PORTSMOUTH, Va. (WAVY) – By the light of a summer moon in 1855, an enslaved man broke the damp Portsmouth earth with his spade, and fulfilled a grim service that ultimately won his freedom. The city assigned this crew to bury the dead from the infamous Yellow Fever Epidemic that was sweeping the area.

An account published by the Portsmouth Relief Association in 1856 revealed a monumental task:

“In this last sad duty the Association materially assisted by the indefatigable and truly praiseworthy exertions by one of our colored population familiarly known as Bob Butt. This humble negro in his line performed duty beyond all price. From morn till night he labored at his spade, and frequently made the graveyard his resting place. Under his direction and superintendence, all who died of the Fever were decently committed to their mother Earth.”

In the months that followed, Portsmouth lost about one thousand residents, or 10% of the city’s population, and the man charged with burying the dead was literally the property of someone else.

“Slavery was a part of life then,” said Mae Breckenridge-Haywood of the African American Historical Society of Portsmouth. “It was a hard life. Slaves were loaned out to work other places. Whatever they earned was not their earnings. Their earnings were given to the owners.”

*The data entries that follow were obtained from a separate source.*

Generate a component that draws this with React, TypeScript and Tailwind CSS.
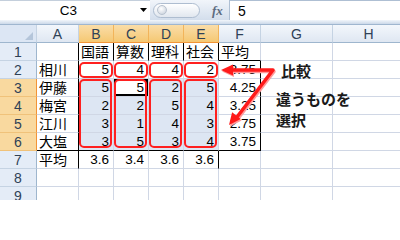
import clsx from 'clsx'

const COLS = ['A', 'B', 'C', 'D', 'E', 'F', 'G', 'H']

const ROWS: string[][] = [
  ['', '国語', '算数', '理科', '社会', '平均', '', ''],
  ['相川', '5', '4', '4', '2', '3.75', '', ''],
  ['伊藤', '5', '5', '2', '5', '4.25', '', ''],
  ['梅宮', '2', '2', '5', '4', '3.25', '', ''],
  ['江川', '3', '1', '4', '3', '2.75', '', ''],
  ['大塩', '3', '5', '3', '4', '3.75', '', ''],
  ['平均', '3.6', '3.4', '3.6', '3.6', '', '', ''],
  ['', '', '', '', '', '', '', ''],
  ['', '', '', '', '', '', '', ''],
]

const SUBJECTS = ['B', 'C', 'D', 'E']

function Cell({ r, c, v }: { r: number; c: number; v: string }) {
  const sel = r >= 3 && r <= 6 && c >= 1 && c <= 4
  const active = r === 3 && c === 2
  const rightBlack =
    (c === 0 && r >= 1 && r <= 7) ||
    (r === 1 && c >= 1 && c <= 4) ||
    (c === 5 && r >= 2 && r <= 6) ||
    (r === 7 && c === 4)
  const bottomBlack = (r === 1 && c === 5) || (r === 6 && c <= 5)
  const isNum = /^[\d.]+$/.test(v)

  return (
    <div
      className={clsx(
        'flex h-[18px] items-center overflow-hidden whitespace-nowrap border-r border-b leading-none text-black',
        rightBlack ? 'border-r-black' : 'border-r-[#d0d7e5]',
        bottomBlack ? 'border-b-black' : 'border-b-[#d0d7e5]',
        sel && !active ? 'bg-[#dde6f3]' : 'bg-white',
        active && 'shadow-[inset_0_0_0_2px_#000]',
        isNum ? 'justify-end pr-[4px] text-[13.5px]' : 'pl-[2px] text-[14px]'
      )}
    >
      {v}
    </div>
  )
}

function FormulaBar() {
  return (
    <div className="flex h-[20px] bg-white">
      <div className="flex w-[150px] items-center border-t border-[#c4cfdc]">
        <span className="w-[137px] text-center text-[13.5px] leading-none text-black">C3</span>
        <svg width="8" height="5" viewBox="0 0 8 5" className="ml-[3px]">
          <polygon points="0,0 7,0 3.5,4" fill="#000" />
        </svg>
      </div>
      <div className="flex w-[79px] items-center bg-gradient-to-b from-[#f1f5fa] to-[#d3deec]">
        <div className="ml-[3px] flex h-[15px] w-[47px] items-center rounded-full border border-[#aebdd0] bg-gradient-to-b from-white to-[#e1e7ef] pl-[3px]">
          <div className="h-[10px] w-[10px] rounded-full border border-[#b7c1ce] bg-[radial-gradient(circle_at_40%_35%,#ffffff,#c3ccd8)]" />
        </div>
        <span className="ml-[12px] font-['Liberation_Serif',serif] text-[13px] font-bold italic leading-none text-[#5d6c80]">
          fx
        </span>
      </div>
      <div className="flex flex-1 items-center border-t border-l border-[#aebfd3] pl-[8px] text-[14px] leading-none text-black">
        5
      </div>
    </div>
  )
}

function Sheet() {
  return (
    <div className="grid grid-cols-[37px_42px_35px_35px_35px_35px_42px_72px_72px]">
      <div className="relative h-[18px] border-r border-b border-r-[#c5d3e3] border-b-[#9eb6ce] bg-[#dce6f4]">
        <svg width="37" height="18" className="absolute inset-0">
          <polygon points="33,7 33,15 25,15" fill="#b4c5da" />
        </svg>
      </div>
      {COLS.map((col, i) => {
        const sel = i >= 1 && i <= 4
        return (
          <div
            key={col}
            className={clsx(
              'flex h-[18px] items-center justify-center border-r border-b text-[14px] leading-none text-[#2f4156]',
              sel
                ? 'border-r-[#f2b45a] border-b-[#f29436] bg-gradient-to-b from-[#fadda8] to-[#f5c872]'
                : 'border-r-[#c5d3e3] border-b-[#9eb6ce] bg-gradient-to-b from-[#f3f7fc] to-[#dfe7f2]'
            )}
          >
            {col}
          </div>
        )
      })}
      {ROWS.map((row, ri) => {
        const r = ri + 1
        const sel = r >= 3 && r <= 6
        return [
          <div
            key={`h${r}`}
            className={clsx(
              'flex h-[18px] items-center justify-center border-r border-b text-[14px] leading-none text-[#2f4156]',
              sel
                ? 'border-r-[#f29436] border-b-[#f0c27a] bg-[#f9d99f]'
                : 'border-r-[#9eb6ce] border-b-[#c5d3e3] bg-[#e4ecf7]'
            )}
          >
            {r}
          </div>,
          ...row.map((v, c) => <Cell key={`${r}-${c}`} r={r} c={c} v={v} />),
        ]
      })}
    </div>
  )
}

// red marker boxes, arrows and the note drawn over the sheet
function Marks() {
  return (
    <div className="pointer-events-none absolute inset-0">
      <div className="absolute left-[79px] top-[62px] flex flex-col gap-[1px]">
        <div className="flex gap-[1px]">
          {SUBJECTS.map((s) => (
            <div key={s} className="h-[16px] w-[34px] rounded-[5px] border-2 border-[#ff2020]" />
          ))}
        </div>
        <div className="flex gap-[2px]">
          {SUBJECTS.map((s) => (
            <div key={s} className="h-[69px] w-[33px] rounded-[5px] border-2 border-[#ff2020]" />
          ))}
        </div>
      </div>

      <svg width="400" height="200" className="absolute inset-0">
        <g transform="translate(1,1.5)" fill="#ff9a9a">
          <polyline points="232,70 273,70 237,117" fill="none" stroke="#ff9a9a" strokeWidth="3.5" strokeLinejoin="round" />
          <polygon points="221,70 233,64.5 233,75.5" />
          <polygon points="229,125 240.7,119 232.1,112.2" />
        </g>
        <g fill="#ff1a1a">
          <polyline points="232,70 273,70 237,117" fill="none" stroke="#ff1a1a" strokeWidth="3.5" strokeLinejoin="round" />
          <polygon points="221,70 233,64.5 233,75.5" />
          <polygon points="229,125 240.7,119 232.1,112.2" />
        </g>
      </svg>

      <div className="absolute left-[276px] top-[64px] flex flex-col items-start text-[15px] font-bold leading-none text-[#1a1a1a]">
        <span className="ml-[5px]">比較</span>
        <span className="mt-[13px]">違うものを</span>
        <span className="mt-[6px]">選択</span>
      </div>
    </div>
  )
}

export default function App() {
  return (
    <div className="relative h-[200px] w-[400px] overflow-hidden bg-white font-['Liberation_Sans','Noto_Sans_CJK_JP',sans-serif]">
      <FormulaBar />
      <div className="h-[5px] border-b border-[#9fb6cf] bg-gradient-to-b from-[#f2f6fb] to-[#cbd8e9]" />
      <Sheet />
      <Marks />
    </div>
  )
}
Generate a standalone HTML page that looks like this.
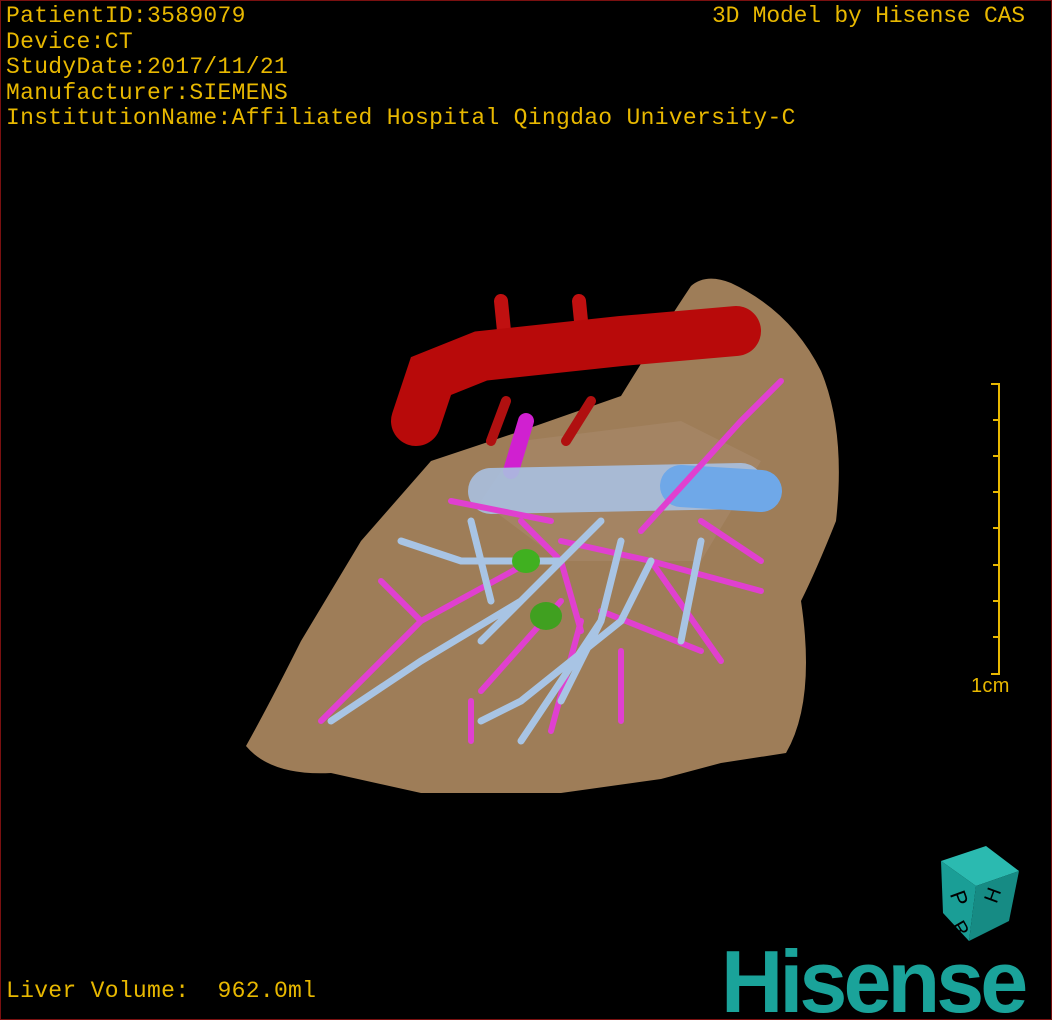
<!DOCTYPE html>
<html><head><style>
html,body{margin:0;padding:0;background:#000;}
#c{position:relative;width:1050px;height:1018px;border:1px solid #7a1010;background:#000;overflow:hidden;}
.t{position:absolute;color:#e8b800;font-family:"Liberation Mono",monospace;font-size:23px;line-height:25.6px;white-space:pre;letter-spacing:0.3px;}
.logo{position:absolute;left:720px;top:938px;font-family:"Liberation Sans",sans-serif;font-weight:bold;color:#1aa39a;font-size:88px;letter-spacing:-4px;line-height:86px;transform:scaleX(0.98);transform-origin:left top;}
</style></head><body><div id="c">
<div class="t" style="left:5px;top:3px">PatientID:3589079
Device:CT
StudyDate:2017/11/21
Manufacturer:SIEMENS
InstitutionName:Affiliated Hospital Qingdao University-C</div>
<div class="t" style="left:711px;top:3px;letter-spacing:-0.2px">3D Model by Hisense CAS</div>
<div class="t" style="left:5px;top:978px">Liver Volume:  962.0ml</div>
<div class="t" style="left:970px;top:673px;font-family:'Liberation Sans',sans-serif;font-size:20px">1cm</div>
<svg width="1050" height="1018" style="position:absolute;left:0;top:0">
<path d="M245,745 Q270,700 300,640 L360,540 L430,460 L520,430 L620,395 Q660,330 690,285 Q705,272 730,282 Q790,310 820,370 Q845,430 835,520 Q815,570 800,600 Q815,700 785,752 L720,762 L660,778 L560,792 L420,792 L330,772 Q270,775 245,745 Z" fill="#9e7d58"/>
<path d="M520,440 L680,420 L760,460 L700,560 L560,560 L480,500Z" fill="#a8896a" opacity=".6"/>
<g stroke-linecap="round" fill="none">
<path d="M500,300 L505,350 M578,300 L582,340" stroke="#c01010" stroke-width="14"/>
<path d="M415,420 L430,375 L480,355 L620,340 L735,330" stroke="#b80a0a" stroke-width="50"/>
<path d="M505,400 L490,440 M590,400 L565,440" stroke="#b01010" stroke-width="10"/>
<path d="M525,420 L510,470" stroke="#d020d0" stroke-width="16"/>
<path d="M490,490 L740,485" stroke="#a8c0e0" stroke-width="46" opacity=".9"/>
<path d="M680,485 L760,490" stroke="#6fa8e8" stroke-width="42"/>
<g stroke="#e040d0" stroke-width="6">
<path d="M520,520 L560,560 L580,630 M560,540 L650,560 L720,660 M530,560 L420,620 L320,720 M560,600 L480,690 M600,610 L700,650 M640,530 L740,420 L780,380 M650,560 L760,590 M550,520 L450,500 M580,620 L550,730 M700,520 L760,560 M420,620 L380,580 M470,700 L470,740 M620,650 L620,720"/>
</g>
<g stroke="#a8c4e4" stroke-width="7">
<path d="M600,520 L520,600 L420,660 L330,720 M560,560 L460,560 L400,540 M620,540 L600,620 L560,700 M650,560 L620,620 L520,700 L480,720 M700,540 L680,640 M520,600 L480,640 M600,620 L520,740 M470,520 L490,600"/>
</g>
<ellipse cx="525" cy="560" rx="14" ry="12" fill="#40b020"/>
<ellipse cx="545" cy="615" rx="16" ry="14" fill="#40a020"/>
</g>
<g stroke="#e8b800" stroke-width="2" fill="none">
<path d="M990,383 L998,383 L998,673 L990,673"/>
<path d="M992,419 H998 M992,455 H998 M992,491 H998 M992,527 H998 M992,564 H998 M992,600 H998 M992,636 H998"/>
</g>
<g>
<path d="M940,860 L985,845 L1018,870 L975,885Z" fill="#2bbab0"/>
<path d="M940,860 L975,885 L968,940 L942,912Z" fill="#1a9e96"/>
<path d="M975,885 L1018,870 L1008,920 L968,940Z" fill="#168b84"/>
<text x="950" y="905" font-family="Liberation Sans" font-size="22" fill="#000" transform="rotate(70 958 898)">P</text>
<text x="987" y="905" font-family="Liberation Sans" font-size="20" fill="#000" transform="rotate(-70 990 898)">H</text>
<text x="952" y="935" font-family="Liberation Sans" font-size="20" fill="#000" transform="rotate(60 960 928)">R</text>
</g>
</svg>
<div class="logo">Hisense</div>
</div></body></html>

The summer of 1855 was grim, as cities in Hampton Roads struggled to keep up with treating the sick and burying the dead.

“People were just dyin’ and dyin,’ and the graves had to be dug, and Bob Butt was that grave digger,” Breckenridge-Haywood said.

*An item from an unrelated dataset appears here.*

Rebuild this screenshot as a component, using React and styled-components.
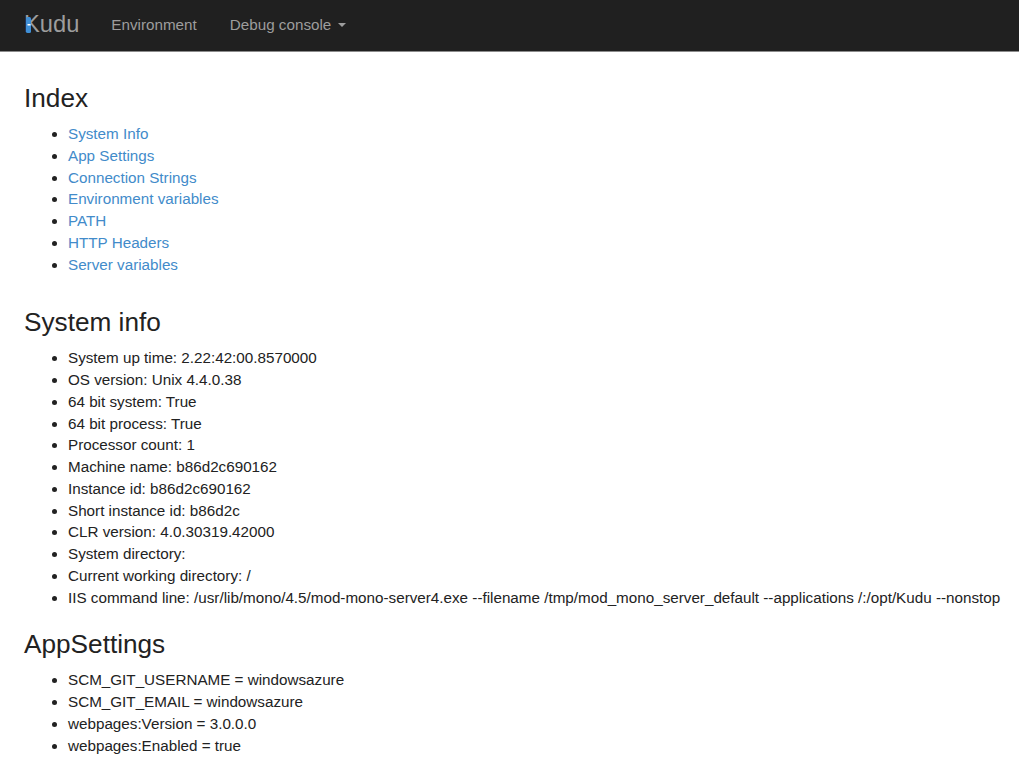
import React from 'react'
import styled, { createGlobalStyle } from 'styled-components'

const GlobalStyle = createGlobalStyle`
  html, body {
    margin: 0;
    padding: 0;
    background: #fff;
    overflow: hidden;
  }
  body {
    font-family: "Liberation Sans", Arial, sans-serif;
    font-size: 15.23px;
    line-height: 21.75px;
    color: #333;
  }
`

const Navbar = styled.nav`
  display: flex;
  align-items: center;
  height: 52px;
  background: #202020;
  border-bottom: 1px solid #8c8c8c;
  padding: 0 0 1px 24px;
  box-sizing: border-box;
`

const Brand = styled.span`
  position: relative;
  font-size: 23.7px;
  color: #9d9d9d;
  margin-right: 32px;
`

const BrandMark = styled.svg`
  position: absolute;
  left: 1px;
  top: 2px;
`

const NavItem = styled.a`
  color: #9d9d9d;
  margin-right: 33px;
  display: flex;
  align-items: center;
`

const Caret = styled.span`
  width: 0;
  height: 0;
  margin-left: 7px;
  border-top: 4px solid #9d9d9d;
  border-left: 4px solid transparent;
  border-right: 4px solid transparent;
`

const Content = styled.main`
  padding-left: 24px;
  white-space: nowrap;
`

const Heading = styled.h2`
  font-size: 26.2px;
  font-weight: 400;
  line-height: 29px;
  color: #222;
  margin: ${(p) => p.$top}px 0 10px;
`

const List = styled.ul`
  margin: 0;
  padding-left: 44px;
`

const Item = styled.li`
  color: #222;
`

const ItemLink = styled.a`
  color: #428bca;
`

const indexLinks = [
  'System Info',
  'App Settings',
  'Connection Strings',
  'Environment variables',
  'PATH',
  'HTTP Headers',
  'Server variables',
]

const systemInfo = [
  'System up time: 2.22:42:00.8570000',
  'OS version: Unix 4.4.0.38',
  '64 bit system: True',
  '64 bit process: True',
  'Processor count: 1',
  'Machine name: b86d2c690162',
  'Instance id: b86d2c690162',
  'Short instance id: b86d2c',
  'CLR version: 4.0.30319.42000',
  'System directory:',
  'Current working directory: /',
  'IIS command line: /usr/lib/mono/4.5/mod-mono-server4.exe --filename /tmp/mod_mono_server_default --applications /:/opt/Kudu --nonstop',
]

const appSettings = [
  'SCM_GIT_USERNAME = windowsazure',
  'SCM_GIT_EMAIL = windowsazure',
  'webpages:Version = 3.0.0.0',
  'webpages:Enabled = true',
]

const App = () => (
  <>
    <GlobalStyle />
    <Navbar>
      <Brand>
        Kudu
        <BrandMark width="8" height="18" viewBox="0 0 8 18">
          <rect x="1" y="1" width="5" height="16" rx="1.5" fill="#3f8fd6" />
          <rect x="2.5" y="8" width="3" height="1.5" fill="#fff" />
        </BrandMark>
      </Brand>
      <NavItem>Environment</NavItem>
      <NavItem>
        Debug console
        <Caret />
      </NavItem>
    </Navbar>
    <Content>
      <Heading $top={32}>Index</Heading>
      <List>
        {indexLinks.map((label) => (
          <Item key={label}>
            <ItemLink>{label}</ItemLink>
          </Item>
        ))}
      </List>
      <Heading $top={33}>System info</Heading>
      <List>
        {systemInfo.map((label) => (
          <Item key={label}>{label}</Item>
        ))}
      </List>
      <Heading $top={22}>AppSettings</Heading>
      <List>
        {appSettings.map((label) => (
          <Item key={label}>{label}</Item>
        ))}
      </List>
    </Content>
  </>
)

export default App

Local historian Dean Burgess said Butt and his crew of nine or 10 men often worked to the point of exhaustion, and that Butt would sometimes fall asleep in the graves he dug. Burgess tells the story of mourners who attended a graveside service the next day and encountered a shocking sight.

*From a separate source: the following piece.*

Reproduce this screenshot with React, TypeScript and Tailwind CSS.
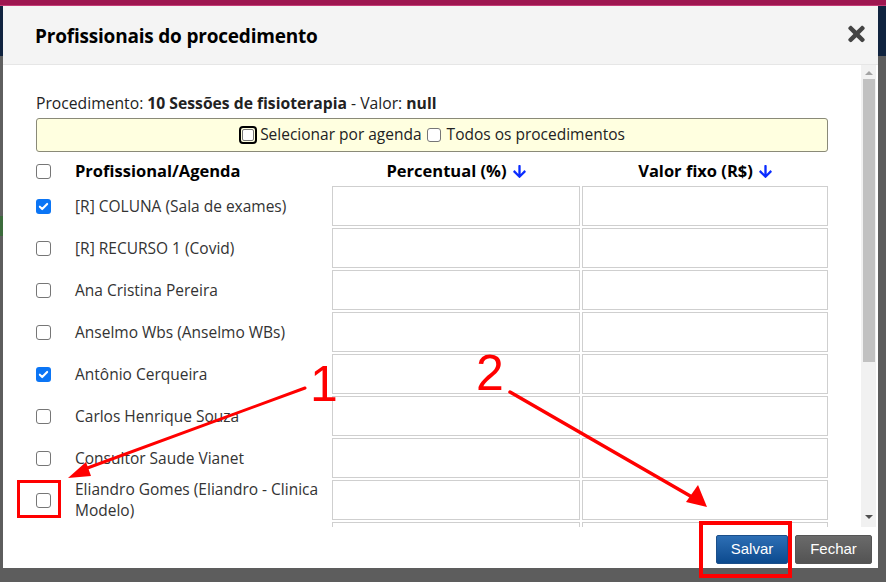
import React from "react";

type Row = { name: string; checked?: boolean };

const rows: Row[] = [
  { name: "[R] COLUNA (Sala de exames)", checked: true },
  { name: "[R] RECURSO 1 (Covid)" },
  { name: "Ana Cristina Pereira" },
  { name: "Anselmo Wbs (Anselmo WBs)" },
  { name: "Antônio Cerqueira", checked: true },
  { name: "Carlos Henrique Souza" },
  { name: "Consultor Saude Vianet" },
  { name: "Eliandro Gomes (Eliandro - Clinica Modelo)" },
  { name: "" },
];

function Check({ checked }: { checked?: boolean }) {
  if (checked) {
    return (
      <span className="flex h-[15px] w-[15px] shrink-0 items-center justify-center rounded-[3px] bg-[#0b75f5]">
        <svg viewBox="0 0 12 12" className="h-[11px] w-[11px]">
          <path d="M2 6.2l2.6 2.6L10 3.2" fill="none" stroke="#fff" strokeWidth="2.2" strokeLinecap="round" strokeLinejoin="round" />
        </svg>
      </span>
    );
  }
  return <span className="h-[15px] w-[15px] shrink-0 rounded-[3px] border border-[#767676] bg-white" />;
}

function ArrowDown() {
  return (
    <svg viewBox="0 0 448 512" className="ml-[6px] inline-block h-[15px] w-[13px] align-[-2px]">
      <path
        fill="#0a2cff"
        d="M413.1 222.5l22.2 22.2c9.4 9.4 9.4 24.6 0 33.9L241 473c-9.4 9.4-24.6 9.4-33.9 0L12.7 278.6c-9.4-9.4-9.4-24.6 0-33.9l22.2-22.2c9.5-9.5 25-9.3 34.3.4L184 343.4V56c0-13.3 10.7-24 24-24h32c13.3 0 24 10.7 24 24v287.4l114.8-120.5c9.3-9.8 24.8-10 34.3-.4z"
      />
    </svg>
  );
}

export default function App() {
  return (
    <div className="relative h-[582px] w-[886px] overflow-hidden bg-[#5d5d5d] font-['Open_Sans',sans-serif] text-[#222]">
      <div className="h-[6px] bg-[#9e1650] border-b border-[#c43a75]" />
      <div className="flex">
        {/* left strip of page behind */}
        <div className="flex w-[3px] flex-col">
          <div className="h-[50px] bg-[#10233f]" />
          <div className="h-[160px] bg-[#5f5f5f]" />
          <div className="h-[20px] bg-[#3c6b3c]" />
        </div>

        {/* modal */}
        <div className="flex h-[562px] w-[875px] flex-col bg-white">
          <div className="flex h-[59px] shrink-0 items-center justify-between border-b border-[#e6e6e6] bg-[#f4f4f4] pl-[32px] pr-[12px]">
            <h2 className="mt-[2px] text-[19px] font-bold tracking-[-0.2px] text-black">Profissionais do procedimento</h2>
            <svg viewBox="0 0 352 512" className="mb-[2px] h-[24px] w-[19px]">
              <path
                fill="#444"
                d="M242.72 256l100.07-100.07c12.28-12.28 12.28-32.19 0-44.48l-22.24-22.24c-12.28-12.28-32.19-12.28-44.48 0L176 189.28 75.93 89.21c-12.28-12.28-32.19-12.28-44.48 0L9.21 111.45c-12.28 12.28-12.28 32.19 0 44.48L109.28 256 9.21 356.07c-12.28 12.28-12.28 32.19 0 44.48l22.24 22.24c12.28 12.28 32.2 12.28 44.48 0L176 322.72l100.07 100.07c12.28 12.28 32.2 12.28 44.48 0l22.24-22.24c12.28-12.28 12.28-32.19 0-44.48L242.72 256z"
              />
            </svg>
          </div>

          <div className="flex h-[462px] shrink-0">
            <div className="w-[858px] overflow-hidden pl-[33px] pr-[33px] pt-[28px]">
              <p className="h-[20px] text-[15.7px] leading-[20px]">
                Procedimento: <b>10 Sessões de fisioterapia</b> - Valor: <b>null</b>
              </p>

              <div className="mt-[5px] flex h-[34px] items-center justify-center rounded-[3px] border border-[#8a8a78] bg-[#ffffe0] text-[15.5px]">
                <span className="flex h-[18px] w-[18px] items-center justify-center rounded-[4px] border-2 border-black">
                  <span className="h-[12px] w-[12px] rounded-[2px] border border-[#767676] bg-white" />
                </span>
                <span className="ml-[3px]">Selecionar por agenda</span>
                <span className="ml-[5px] h-[14px] w-[14px] rounded-[3px] border border-[#767676] bg-white" />
                <span className="ml-[6px]">Todos os procedimentos</span>
              </div>

              <div className="mt-[6px] grid grid-cols-[294px_248px_246px] gap-x-[2px] gap-y-[2px]">
                <div className="flex h-[26px] items-center">
                  <Check />
                  <span className="ml-[24px] text-[16.5px] font-bold text-black">Profissional/Agenda</span>
                </div>
                <div className="flex items-center justify-center text-[16.5px] font-bold text-black">
                  Percentual (%)
                  <ArrowDown />
                </div>
                <div className="flex items-center justify-center text-[16.5px] font-bold text-black">
                  Valor fixo (R$)
                  <ArrowDown />
                </div>

                {rows.map((r, i) => (
                  <React.Fragment key={i}>
                    <div className="flex h-[40px] items-center">
                      <Check checked={r.checked} />
                      <span className="ml-[24px] text-[15.5px] leading-[21px] text-[#333]">{r.name}</span>
                    </div>
                    <div className="h-[40px] border border-[#cfcfcf]" />
                    <div className="h-[40px] border border-[#cfcfcf]" />
                  </React.Fragment>
                ))}
              </div>
            </div>

            {/* scrollbar */}
            <div className="flex w-[15px] flex-col items-center bg-[#f1f1f1] pt-[6px]">
              <span className="h-0 w-0 border-x-[4px] border-b-[4px] border-x-transparent border-b-[#a3a3a3]" />
              <div className="mt-[4px] h-[283px] w-[12px] bg-[#c1c1c1]" />
              <div className="flex-1" />
              <span className="mb-[8px] h-0 w-0 border-x-[4px] border-t-[4px] border-x-transparent border-t-[#505050]" />
            </div>
            <div className="w-[2px]" />
          </div>

          <div className="flex flex-1 items-start justify-end gap-[7px] pr-[6px] pt-[8px] font-['Liberation_Sans',sans-serif] text-[15px] text-white">
            <button className="h-[29px] w-[72px] rounded-[2px] border border-[#1b4f8a] bg-gradient-to-b from-[#2d6fb5] to-[#0b4a8e]">
              Salvar
            </button>
            <button className="h-[29px] w-[77px] rounded-[2px] border border-[#555] bg-gradient-to-b from-[#6a6a6a] to-[#535353]">
              Fechar
            </button>
          </div>
        </div>

        {/* right strip of page behind */}
        <div className="flex w-[8px] flex-col">
          <div className="h-[50px] bg-[#10233f]" />
        </div>
      </div>

      {/* red annotations drawn over the screenshot */}
      <svg className="pointer-events-none absolute inset-0" width="886" height="582" viewBox="0 0 886 582">
        <g stroke="#ff0000" fill="none">
          <rect x="18.5" y="481.5" width="41" height="35" strokeWidth="3" />
          <rect x="701" y="523" width="89" height="53" strokeWidth="4" />
          <line x1="305" y1="388" x2="82" y2="470" strokeWidth="3" strokeLinecap="round" />
          <line x1="510" y1="392" x2="692" y2="497" strokeWidth="3.5" strokeLinecap="round" />
        </g>
        <polygon points="68,478 86,462 91,476" fill="#ff0000" />
        <polygon points="707,507 686,502 698,485" fill="#ff0000" />
        <text x="310" y="401" fill="#ff0000" fontSize="50" fontFamily="Liberation Sans, sans-serif">1</text>
        <text x="476" y="390" fill="#ff0000" fontSize="50" fontFamily="Liberation Sans, sans-serif">2</text>
      </svg>
    </div>
  );
}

“And they heard a voice coming up from the grave, and there was Bob Butt, and they thought the dead had risen,” Burgess said.

Records at Trinity Episcopal Church say for his tireless service, a group of women purchased Bob Butt’s freedom from his owner and he was made the church sexton – a post he held for 30 years.

“And they say the main reason was they wanted to be absolutely sure that he would stay here in this church, and not be sold away to some other place,” Burgess said.

This moment in time illustrates the powerful dichotomy between those who were free and human beings who toiled in bondage.

Breckenridge-Haywood said Butt’s contributions are but one example of an enslaved population working against great odds as they toiled in bondage.

“They were owned. They were property! They still would rise,” Breckenridge-Haywood said, “and do great things!”

In the case of Bob Butt, greatness came through his service, years before other Black Americans finally heard freedom ring.